NHS compensation to misdiagnosed patients rises to £98 million
NHS payouts to patients whose conditions were misdiagnosed by medics increased by three-quarters in the last year to nearly £100 million.
Compensation paid to people whose illnesses were not spotted or were detected too late soared from £56 million in 2009-10 to more than £98 million in 2010-11.
Nearly one in ten of the 1,204 successful cases brought against NHS trusts last year related to health staff failing to diagnose cancer, figures released by the NHS Litigation Authority (NHSLA) in response to a Freedom of Information request show.
The number of successful misdiagnosis claims increased by nearly 80% in the five years from 2006-07, when there were 681 claims resulting in compensation totalling just under £50 million.

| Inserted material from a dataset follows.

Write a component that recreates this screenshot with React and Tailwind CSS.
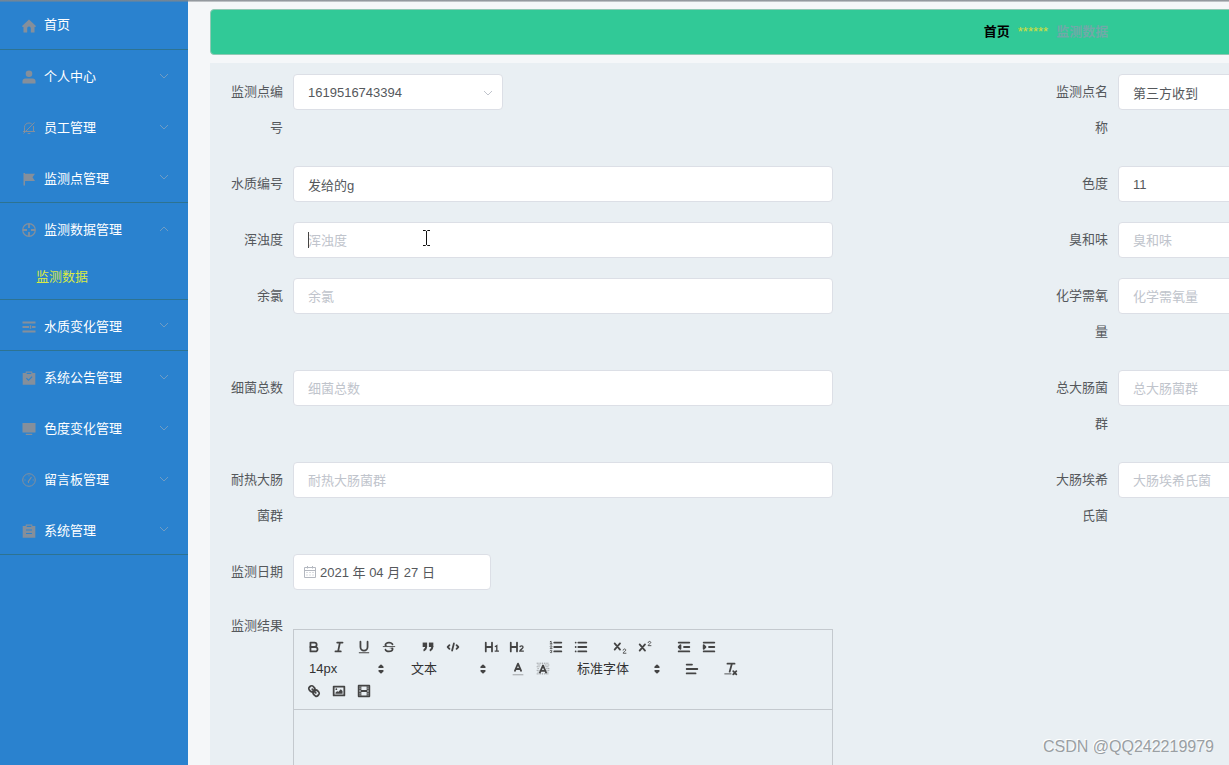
import { useState } from 'react'

const MENU = [
  { title: '首页', icon: 'home', leaf: true, line: true },
  { title: '个人中心', icon: 'user' },
  { title: '员工管理', icon: 'bell' },
  { title: '监测点管理', icon: 'flag', line: true },
  { title: '监测数据管理', icon: 'aim', children: ['监测数据'] },
  { title: '水质变化管理', icon: 'operation', line: true },
  { title: '系统公告管理', icon: 'claim' },
  { title: '色度变化管理', icon: 'platform' },
  { title: '留言板管理', icon: 'odometer' },
  { title: '系统管理', icon: 'order', line: true }
]

const FIELDS = [
  { id: 'pointNo', label: '监测点编号', type: 'select', value: '1619516743394' },
  { id: 'pointName', label: '监测点名称', value: '第三方收到' },
  { id: 'waterNo', label: '水质编号', value: '发给的g' },
  { id: 'chroma', label: '色度', value: '11' },
  { id: 'turbidity', label: '浑浊度', active: true },
  { id: 'smell', label: '臭和味' },
  { id: 'chlorine', label: '余氯' },
  { id: 'cod', label: '化学需氧量' },
  { id: 'bacteria', label: '细菌总数' },
  { id: 'coliform', label: '总大肠菌群' },
  { id: 'heatColiform', label: '耐热大肠菌群' },
  { id: 'ecoli', label: '大肠埃希氏菌' },
  { id: 'date', label: '监测日期', type: 'date', value: '2021 年 04 月 27 日' }
]

const MENU_ICONS = {
  home: <path d="M7 .5L.3 6.800V8H1.500v5.500h3.700V9.200a1.800 1.800 0 0 1 3.600 0v4.300h3.700V8h1.200V6.800z" />,
  user: (
    <>
      <circle cx="7" cy="3.800" r="3.300" />
      <path d="M.5 13.500v-2.500c0-1.600 1.200-2.600 2.800-2.600h7.400c1.600 0 2.800 1 2.800 2.600v2.500z" />
    </>
  ),
  bell: (
    <g fill="none" stroke="currentColor">
      <path d="M2.500 10.500V6.200C2.500 3.700 4.500 2 7 2c1 0 2 .3 2.700.8M11.500 5v5.500M1 10.500h12M5.700 12.500h2.600M1.500 12.500l11-11" />
    </g>
  ),
  flag: <path d="M1.500 1H3v.7h10L10.500 5.200 13 9H3v4.500H1.500z" />,
  aim: (
    <g fill="none" stroke="currentColor" strokeWidth="1.200">
      <circle cx="7" cy="7" r="6.300" />
      <path d="M7 1v4M7 9v4M1 7h4M9 7h4" strokeWidth="1.800" />
    </g>
  ),
  operation: <path d="M.5 1.500h13v2H.5zM.5 6h6.500v2H.5zM10 6h3.500v2H10zM7.800 5.200h1.400v3.600H7.800zM.5 10.500h13v2H.5z" />,
  claim: (
    <path
      fillRule="evenodd"
      d="M.7 2h3V.5h6.600V2h3v11.800H.7zM4.700 3h4.600V1.800H4.700zM4 7.500l2.500 2.500 4-4-.8-.8L6.500 8.400 4.800 6.700z"
    />
  ),
  platform: <path d="M.5 1h13v9.500H.5zM3.800 11.800h6.400V13H3.800z" />,
  odometer: (
    <g fill="none" stroke="currentColor">
      <circle cx="7" cy="7" r="6.300" />
      <path d="M6 9l3.500-5M2.500 7h1M7 2.500v.8M10.700 7h1M6 9.500h1" strokeWidth="1.200" />
    </g>
  ),
  order: <path fillRule="evenodd" d="M.7 2h3V.5h6.600V2h3v11.800H.7zM4 5.500v1.100h6V5.500zM4 9v1.100h6V9zM4.700 3h4.600V1.800H4.700z" />
}

const S = 'fill-none stroke-[#444] stroke-2 [stroke-linecap:round] [stroke-linejoin:round]'
const THIN = 'fill-none stroke-[#444] stroke-1 [stroke-linecap:round] [stroke-linejoin:round]'
const F = 'fill-[#444]'

const TOOL_ICONS = {
  粗体: (
    <>
      <path className={S} d="M5,4H9.500A2.500,2.500,0,0,1,12,6.500v0A2.500,2.500,0,0,1,9.500,9H5V4Z" />
      <path className={S} d="M5,9h5.500A2.500,2.500,0,0,1,13,11.500v0A2.500,2.500,0,0,1,10.500,14H5V9Z" />
    </>
  ),
  斜体: <path className={S} d="M7,4H13M5,14H11M8,14L10,4" />,
  下划线: (
    <>
      <path className={S} d="M5,3V9a4.012,4.012,0,0,0,4,4H9a4.012,4.012,0,0,0,4-4V3" />
      <rect className={F} height="1" rx="0.500" width="12" x="3" y="15" />
    </>
  ),
  删除线: (
    <>
      <path className={THIN} d="M15.500,8.500H2.500" />
      <path className={F} d="M9.007,8C6.542,7.791,6,7.519,6,6.500,6,5.792,7.283,5,9,5c1.571,0,2.765.679,2.969,1.309a1,1,0,0,0,1.900-.617C13.356,4.106,11.354,3,9,3,6.200,3,4,4.538,4,6.500a3.200,3.200,0,0,0,.5,1.843Z" />
      <path className={F} d="M8.984,10C11.457,10.208,12,10.479,12,11.500c0,0.708-1.283,1.500-3,1.500-1.571,0-2.765-.679-2.969-1.309a1,1,0,1,0-1.900.617C4.644,13.894,6.646,15,9,15c2.800,0,5-1.538,5-3.500a3.200,3.200,0,0,0-.5-1.843Z" />
    </>
  ),
  引用: (
    <>
      <rect className="fill-[#444] stroke-[#444] stroke-2" height="3" width="3" x="4" y="5" />
      <rect className="fill-[#444] stroke-[#444] stroke-2" height="3" width="3" x="11" y="5" />
      <path className="fill-[#444] stroke-[#444] stroke-2" d="M7,8c0,4.031-3,5-3,5M14,8c0,4.031-3,5-3,5" />
    </>
  ),
  代码块: <path className={S} d="M5,7L3,9L5,11M13,7L15,9L13,11M10,5L8,13" />,
  一级标题: (
    <>
      <path className={S} d="M2,4V14M9,4V14M2,9H9" />
      <path className="fill-none stroke-[#444] stroke-[1.500]" d="M12.200,8.700L14.400,7.500V13.700M12,13.700H16.800" />
    </>
  ),
  二级标题: (
    <>
      <path className={S} d="M2,4V14M9,4V14M2,9H9" />
      <path className="fill-none stroke-[#444] stroke-[1.500]" d="M12.200,9.200C12.500,7.200 15.800,7.200 15.800,9.200C15.800,10.700 12.500,12 12.200,13.700H16.700" />
    </>
  ),
  有序列表: (
    <>
      <path className={S} d="M7,4H15M7,9H15M7,14H15" />
      <path className={THIN} d="M2.500,5.500H4.500M3.500,5.500V2.500L2.500,3" />
      <path className={THIN} d="M4.500,10.500h-2c0-.234,1.850-1.076,1.850-2.234A.959.959,0,0,0,2.500,8.156" />
      <path className={THIN} d="M2.500,14.846a.959.959,0,0,0,1.850-.109A.7.700,0,0,0,3.750,14a.688.688,0,0,0,.6-.736.959.959,0,0,0-1.850-.109" />
    </>
  ),
  无序列表: <path className={S} d="M6,4H15M6,9H15M6,14H15M3,4H3M3,9H3M3,14H3" />,
  下标: (
    <>
      <path className={S} d="M3,5L9,12M9,5L3,12" />
      <path className={THIN} d="M12.500,12.500c0-1.800,3-1.800,3,0c0,1.200-3,2-3,3.500h3.200" />
    </>
  ),
  上标: (
    <>
      <path className={S} d="M3,6L9,13M9,6L3,13" />
      <path className={THIN} d="M12.500,4c0-1.800,3-1.800,3,0c0,1.200-3,2-3,3.500h3.200" />
    </>
  ),
  减少缩进: (
    <>
      <path className={S} d="M3,14H15M3,4H15M9,9H15" />
      <path className="fill-[#444] stroke-[#444] stroke-2 [stroke-linejoin:round]" d="M5,7V11L3,9Z" />
    </>
  ),
  增加缩进: (
    <>
      <path className={S} d="M3,14H15M3,4H15M9,9H15" />
      <path className="fill-[#444] stroke-[#444] stroke-2 [stroke-linejoin:round]" d="M3,7V11L5,9Z" />
    </>
  ),
  文字颜色: (
    <>
      <path className="fill-none stroke-[#444] stroke-1 opacity-50" d="M3,15.500H15" />
      <path className={S} d="M5.500,11L9,3L12.500,11M11.600,9H6.400" />
    </>
  ),
  背景颜色: (
    <>
      <path className="fill-none stroke-[#444] stroke-1 opacity-70 [stroke-dasharray:1_1]" d="M2,2.500H16M3,4.500H7M11,4.500H16M2,6.500H6M12,6.500H16M3,8.500H5M13,8.500H16M2,10.500H5M13,10.500H16M3,12.500H4M14,12.500H16M2,14.500H16" />
      <path className={S} d="M5.500,13L9,5L12.500,13M11.600,11H6.400" />
    </>
  ),
  对齐: <path className={S} d="M3,9H15M3,14H13M3,4H9" />,
  清除格式: (
    <>
      <path className={S} d="M5,3H13M7.500,12L10,3M11.500,11.500L15,15M15,11.500L11.500,15" />
      <path className={THIN} d="M2,14.500H9" />
    </>
  ),
  链接: (
    <>
      <path className={S} d="M7,7L11,11" />
      <path className={S} d="M8.900,4.577a3.476,3.476,0,0,1,.36,4.679A3.476,3.476,0,0,1,4.577,8.900C3.185,7.500,2.035,6.400,4.217,4.217S7.500,3.185,8.900,4.577Z" />
      <path className={S} d="M13.423,9.100a3.476,3.476,0,0,0-4.679-.36,3.476,3.476,0,0,0,.36,4.679c1.392,1.392,2.500,2.542,4.679.360S14.815,10.500,13.423,9.100Z" />
    </>
  ),
  图片: (
    <>
      <rect className={S} height="10" width="12" x="3" y="4" />
      <circle className={F} cx="6" cy="7" r="1" />
      <path className={F} d="M5,12V11L7,9L8,10L11,7L13,9V12Z" />
    </>
  ),
  视频: (
    <>
      <rect className={S} height="12" width="12" x="3" y="3" />
      <path className={F} d="M5,3h1v12H5zM12,3h1v12h-1zM5,8h8v2H5zM3,5h3v1H3zM3,7h3v1H3zM3,10h3v1H3zM3,12h3v1H3zM12,5h3v1h-3zM12,7h3v1h-3zM12,10h3v1h-3zM12,12h3v1h-3z" />
    </>
  )
}

function Chevron({ up, className }) {
  return (
    <svg viewBox="0 0 10 6" className={className} fill="none" stroke="currentColor">
      <path d={up ? 'M1 5l4-4 4 4' : 'M1 1l4 4 4-4'} />
    </svg>
  )
}

function Sidebar() {
  return (
    <nav className="w-[188px] shrink-0 bg-[#2a82cf] text-white">
      <ul>
        {MENU.map((m) => (
          <li key={m.title} className={m.line || m.children ? 'border-b border-[#2d7391]' : ''}>
            <a href="#" className={`flex items-center pl-[22px] pr-[19px] ${m.leaf ? 'h-[49px]' : m.line ? 'h-[50px]' : 'h-[51px]'}`}>
              <svg viewBox="0 0 14 14" className="mt-[3px] mr-2 h-[14px] w-[14px] text-[#858f9b]" fill="currentColor">
                {MENU_ICONS[m.icon]}
              </svg>
              <span className={m.leaf ? 'flex-1' : 'flex-1 pt-[3px]'}>{m.title}</span>
              {!m.leaf && <Chevron up={!!m.children} className="h-[6px] w-[10px] text-[#6f9cc4]" />}
            </a>
            {m.children?.map((c) => (
              <a key={c} href="#" className="flex h-[45px] items-center pl-9 text-[#d9ea45]">
                {c}
              </a>
            ))}
          </li>
        ))}
      </ul>
    </nav>
  )
}

function CalendarIcon() {
  return (
    <svg viewBox="0 0 12 12" className="mr-1 h-3 w-3 shrink-0 text-[#b4b8c0]" fill="none" stroke="currentColor">
      <path d="M.5 1.500h11v10H.5zM.5 4.500h11M3.500 0v2.500M8.500 0v2.500M2.500 6.500h1M5.500 6.500h1M8.500 6.500h1M2.500 9h1M5.500 9h1M8.500 9h1" />
    </svg>
  )
}

function TextCursor() {
  return (
    <svg viewBox="0 0 9 16" className="pointer-events-none absolute top-2 left-[129px] h-4 w-[9px]" fill="none" stroke="#111">
      <path d="M1 .5h2.500l1 1 1-1H8M4.500 1v14M1 15.500h2.500l1-1 1 1H8" />
    </svg>
  )
}

const BOX = 'h-9 rounded border border-[#dcdfe6] bg-white'

function Field({ field }) {
  const [value, setValue] = useState(field.value || '')
  const onChange = (e) => setValue(e.target.value)

  return (
    <div className="flex items-start">
      <label htmlFor={field.id} className="w-[72px] shrink-0 pr-[10px] text-right leading-9 text-[#55585c]">
        {field.label}
      </label>
      {field.type === 'select' && (
        <div className="relative w-[210px]">
          <select id={field.id} value={value} onChange={onChange} className={`${BOX} w-full appearance-none px-[14px] pt-px`}>
            <option>{field.value}</option>
          </select>
          <Chevron className="pointer-events-none absolute top-4 right-[10px] h-[6px] w-[10px] text-[#c0c4cc]" />
        </div>
      )}
      {field.type === 'date' && (
        <div className={`${BOX} flex w-[198px] items-center pl-[10px]`}>
          <CalendarIcon />
          <input id={field.id} value={value} onChange={onChange} className="w-full min-w-0 bg-transparent pt-px" />
        </div>
      )}
      {!field.type && (
        <div className="relative w-[540px]">
          <input
            id={field.id}
            value={value}
            onChange={onChange}
            placeholder={field.label}
            className={`${BOX} w-full px-[14px] placeholder:text-[#c0c4cc]`}
          />
          {field.active && (
            <>
              <span className="pointer-events-none absolute top-[10px] left-[15px] h-4 w-px bg-[#444]" />
              <TextCursor />
            </>
          )}
        </div>
      )}
    </div>
  )
}

function Tools({ names }) {
  return (
    <div className="flex">
      {names.map((n) => (
        <button key={n} type="button" title={n} className="flex h-[22px] w-[25px] items-center justify-center">
          <svg viewBox="0 0 18 18" className="h-4 w-4">
            {TOOL_ICONS[n]}
          </svg>
        </button>
      ))}
    </div>
  )
}

function Picker({ label, value, className }) {
  return (
    <div className={`relative h-[22px] ${className}`}>
      <select aria-label={label} className="h-full w-full appearance-none bg-transparent pl-2 text-[#333]">
        <option>{value}</option>
      </select>
      <svg viewBox="0 0 18 18" className="pointer-events-none absolute top-[3px] right-0 h-4 w-4">
        <path className="fill-[#444] stroke-[#444] stroke-2 [stroke-linejoin:round]" d="M7,11L9,13L11,11ZM7,7L9,5L11,7Z" />
      </svg>
    </div>
  )
}

function Editor() {
  return (
    <div className="mt-[19px] w-[540px] border border-[#c4c9ce]">
      <div className="border-b border-[#c4c9ce] px-[7px] pt-[6px] pb-[7px]">
        <div className="flex gap-[14px]">
          <Tools names={['粗体', '斜体', '下划线', '删除线']} />
          <Tools names={['引用', '代码块']} />
          <Tools names={['一级标题', '二级标题']} />
          <Tools names={['有序列表', '无序列表']} />
          <Tools names={['下标', '上标']} />
          <Tools names={['减少缩进', '增加缩进']} />
        </div>
        <div className="flex gap-[14px]">
          <Picker label="字号" value="14px" className="w-[88px]" />
          <Picker label="段落" value="文本" className="w-[88px]" />
          <Tools names={['文字颜色', '背景颜色']} />
          <Picker label="字体" value="标准字体" className="w-[96px]" />
          <Tools names={['对齐']} />
          <Tools names={['清除格式']} />
        </div>
        <Tools names={['链接', '图片', '视频']} />
      </div>
      <div id="result" role="textbox" aria-labelledby="result-label" contentEditable suppressContentEditableWarning className="min-h-[360px] p-3 outline-none" />
    </div>
  )
}

export default function App() {
  return (
    <div className="relative flex h-screen overflow-hidden bg-[#f5f7f9] font-['Liberation_Sans','Noto_Sans_CJK_SC',sans-serif] text-[13px] text-[#55585c]">
      <div className="absolute inset-x-0 top-0 h-[2px] bg-gradient-to-b from-[#80868c] to-[#80868c]/30" />
      <Sidebar />

      <main className="min-w-0 flex-1 overflow-hidden pt-[9px] pl-[22px]">
        {/* Wide form, scrolls off the right edge on small windows */}
        <div className="min-w-[1672px]">
          <header className="flex h-[46px] items-center justify-center gap-2 rounded border border-[#8fc9b4] bg-[#31c997]">
            <a href="#" className="font-bold text-black">首页</a>
            <span className="text-[#d5df3c]">******</span>
            <span className="font-bold text-[#6faaa8]">监测数据</span>
          </header>

          <form className="mt-2 bg-[#e9eff3] p-[11px]">
            <div className="grid grid-cols-2 gap-y-5">
              {FIELDS.map((f) => (
                <Field key={f.id} field={f} />
              ))}
            </div>
            <div className="mt-5 flex items-start">
              <span id="result-label" className="w-[72px] shrink-0 pr-[10px] text-right leading-8">监测结果</span>
              <Editor />
            </div>
          </form>
        </div>
      </main>

      <div className="pointer-events-none absolute right-[15px] bottom-[6px] text-base text-[#9a9fa3] [text-shadow:-1px_-1px_0_#fff]">
        CSDN @QQ242219979
      </div>
    </div>
  )
}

Ministers have blamed “no-win, no-fee” conditional fee agreements for a sharp rise in the cost to the NHS of defending and settling legal proceedings brought for negligence.
In January Ken Clarke, the Justice Secretary, hit out at the “extraordinary” increase in payments to lawyers acting for medical negligence victims.
The biggest single misdiagnosis payout since 2006 was £4.1 million, although there were another eight cases where the damages were more than £2 million, the NHSLA figures show.
These are typically cases where the patient was permanently disabled and will need costly care for the rest of their life.
The largest compensation sum paid for a cancer diagnosis mistake was £959,000, with a further 12 payments of £300,000 or more.
A Department of Health spokesman said: “Unsafe care will not be tolerated in a modern NHS. The vast majority of the millions of people seen by the NHS every year do get good quality, safe and effective care. However, if patients do not receive the treatment they should and mistakes are made, it is right that they are entitled to seek compensation.
“It is truly regrettable that an extremely small minority of cases lead to patients being negligently harmed and any compensation paid is based upon the individual circumstances of each case.”